Switching the same function to arm64 (Graviton) cuts the compute rate ~20%, and right-sizing memory can shorten duration enough to lower total GB-seconds further. The lesson: at this scale Lambda is effectively free; the break-even versus an always-on Fargate task or EC2 instance only arrives at high, sustained throughput.

Frequently Asked Questions

Q: What is a Lambda cold start and how can I reduce it?

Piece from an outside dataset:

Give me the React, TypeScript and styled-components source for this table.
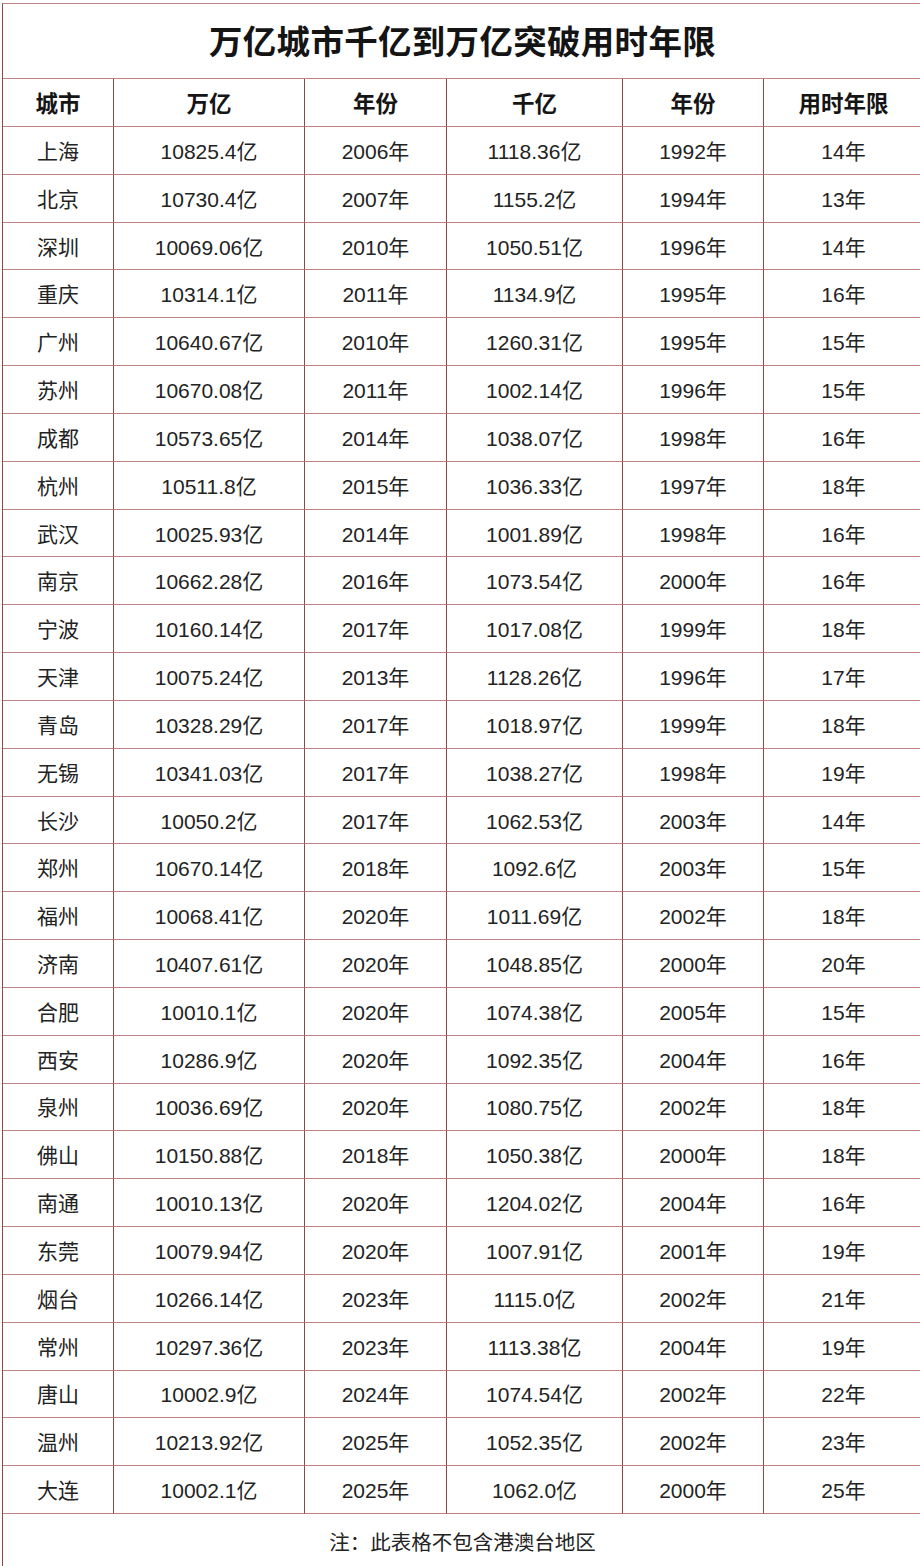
import React from "react";
import styled, { createGlobalStyle } from "styled-components";

const VLINE = "#8f4848";
const HLINE = "#bf8282";

const GlobalStyle = createGlobalStyle`
  html, body {
    margin: 0;
    padding: 0;
    background: #ffffff;
    overflow: hidden;
  }
  body {
    font-family: "Liberation Sans", "Noto Sans CJK SC", "Noto Sans", sans-serif;
    color: #222;
  }
`;

const Page = styled.div`
  width: 920px;
  height: 1566px;
  padding: 3px 0 0 2px;
  box-sizing: border-box;
  overflow: hidden;
  background: #fff;
`;

const Sheet = styled.div`
  width: 922px;
  border-left: 1px solid ${VLINE};
  border-top: 1px solid ${HLINE};
  box-sizing: border-box;
`;

const Title = styled.div`
  height: 75px;
  border-bottom: 1px solid ${HLINE};
  box-sizing: border-box;
  display: flex;
  align-items: center;
  justify-content: center;
  padding: 0 2px 3px 0;
  font-family: "Noto Sans CJK SC", sans-serif;
  font-size: 33.5px;
  font-weight: 700;
  color: #141414;
  letter-spacing: 0.3px;
`;

const Row = styled.div<{ $h: number }>`
  display: grid;
  grid-template-columns: 111px 191px 142px 176px 141px 160px;
  height: ${(p) => p.$h}px;
`;

const Cell = styled.div<{ $head?: boolean }>`
  border-right: 1px solid ${VLINE};
  border-bottom: 1px solid ${HLINE};
  box-sizing: border-box;
  display: flex;
  align-items: center;
  justify-content: center;
  font-size: ${(p) => (p.$head ? "22.5px" : "21px")};
  font-weight: ${(p) => (p.$head ? 700 : 400)};
  font-family: ${(p) =>
    p.$head ? '"Noto Sans CJK SC", sans-serif' : '"Liberation Sans", "Noto Sans CJK SC", sans-serif'};
  color: ${(p) => (p.$head ? "#151515" : "#232323")};
  white-space: nowrap;
  padding-bottom: 1px;
`;

const Footer = styled.div`
  height: 53px;
  display: flex;
  align-items: center;
  justify-content: center;
  font-family: "Noto Sans CJK SC", sans-serif;
  font-size: 20.5px;
  color: #232323;
  padding: 0 2px 3px 0;
`;

const headers = ["城市", "万亿", "年份", "千亿", "年份", "用时年限"];

const rows: string[][] = [
  ["上海", "10825.4亿", "2006年", "1118.36亿", "1992年", "14年"],
  ["北京", "10730.4亿", "2007年", "1155.2亿", "1994年", "13年"],
  ["深圳", "10069.06亿", "2010年", "1050.51亿", "1996年", "14年"],
  ["重庆", "10314.1亿", "2011年", "1134.9亿", "1995年", "16年"],
  ["广州", "10640.67亿", "2010年", "1260.31亿", "1995年", "15年"],
  ["苏州", "10670.08亿", "2011年", "1002.14亿", "1996年", "15年"],
  ["成都", "10573.65亿", "2014年", "1038.07亿", "1998年", "16年"],
  ["杭州", "10511.8亿", "2015年", "1036.33亿", "1997年", "18年"],
  ["武汉", "10025.93亿", "2014年", "1001.89亿", "1998年", "16年"],
  ["南京", "10662.28亿", "2016年", "1073.54亿", "2000年", "16年"],
  ["宁波", "10160.14亿", "2017年", "1017.08亿", "1999年", "18年"],
  ["天津", "10075.24亿", "2013年", "1128.26亿", "1996年", "17年"],
  ["青岛", "10328.29亿", "2017年", "1018.97亿", "1999年", "18年"],
  ["无锡", "10341.03亿", "2017年", "1038.27亿", "1998年", "19年"],
  ["长沙", "10050.2亿", "2017年", "1062.53亿", "2003年", "14年"],
  ["郑州", "10670.14亿", "2018年", "1092.6亿", "2003年", "15年"],
  ["福州", "10068.41亿", "2020年", "1011.69亿", "2002年", "18年"],
  ["济南", "10407.61亿", "2020年", "1048.85亿", "2000年", "20年"],
  ["合肥", "10010.1亿", "2020年", "1074.38亿", "2005年", "15年"],
  ["西安", "10286.9亿", "2020年", "1092.35亿", "2004年", "16年"],
  ["泉州", "10036.69亿", "2020年", "1080.75亿", "2002年", "18年"],
  ["佛山", "10150.88亿", "2018年", "1050.38亿", "2000年", "18年"],
  ["南通", "10010.13亿", "2020年", "1204.02亿", "2004年", "16年"],
  ["东莞", "10079.94亿", "2020年", "1007.91亿", "2001年", "19年"],
  ["烟台", "10266.14亿", "2023年", "1115.0亿", "2002年", "21年"],
  ["常州", "10297.36亿", "2023年", "1113.38亿", "2004年", "19年"],
  ["唐山", "10002.9亿", "2024年", "1074.54亿", "2002年", "22年"],
  ["温州", "10213.92亿", "2025年", "1052.35亿", "2002年", "23年"],
  ["大连", "10002.1亿", "2025年", "1062.0亿", "2000年", "25年"],
];

export default function App() {
  return (
    <>
      <GlobalStyle />
      <Page>
        <Sheet>
          <Title>万亿城市千亿到万亿突破用时年限</Title>
          <Row $h={48}>
            {headers.map((h, i) => (
              <Cell key={i} $head>
                {h}
              </Cell>
            ))}
          </Row>
          {rows.map((r, ri) => (
            <Row key={ri} $h={47.83}>
              {r.map((c, ci) => (
                <Cell key={ci}>{c}</Cell>
              ))}
            </Row>
          ))}
          <Footer>注：此表格不包含港澳台地区</Footer>
        </Sheet>
      </Page>
    </>
  );
}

A: A cold start is the latency incurred when Lambda has to initialize a fresh execution environment before running your handler — typically 100 ms to several seconds, worst for Java and .NET. You can reduce cold starts by using Lambda SnapStart (for Java, Python 3.12+, .NET 8+), enabling Provisioned Concurrency, avoiding large dependencies, and keeping the function out of a VPC when possible (or using VPC-aware Hyperplane ENIs which are now the default).

Q: How is Lambda billed?

A: Lambda bills you per request and per GB-second of execution duration (memory allocated × time, rounded to the millisecond). The Free Tier includes 1 million requests and 400,000 GB-seconds per month indefinitely. Provisioned Concurrency and the Arm (Graviton) architecture are separate rates; Arm is roughly 20% cheaper for supported runtimes.

Q: When should I choose Lambda instead of ECS or EC2?

A: Choose Lambda when your workload is event-driven, bursty, runs for less than 15 minutes per invocation, and benefits from scale-to-zero. Choose ECS/Fargate for long-running stateless containers or workloads that exceed Lambda's limits. Choose EC2 for workloads that need full OS control, specific hardware, or are cheaper to run on reserved capacity at high sustained utilization.

This article reflects AWS features and pricing as of 2026. AWS services evolve rapidly — always verify against the official AWS Lambda documentation before making production decisions.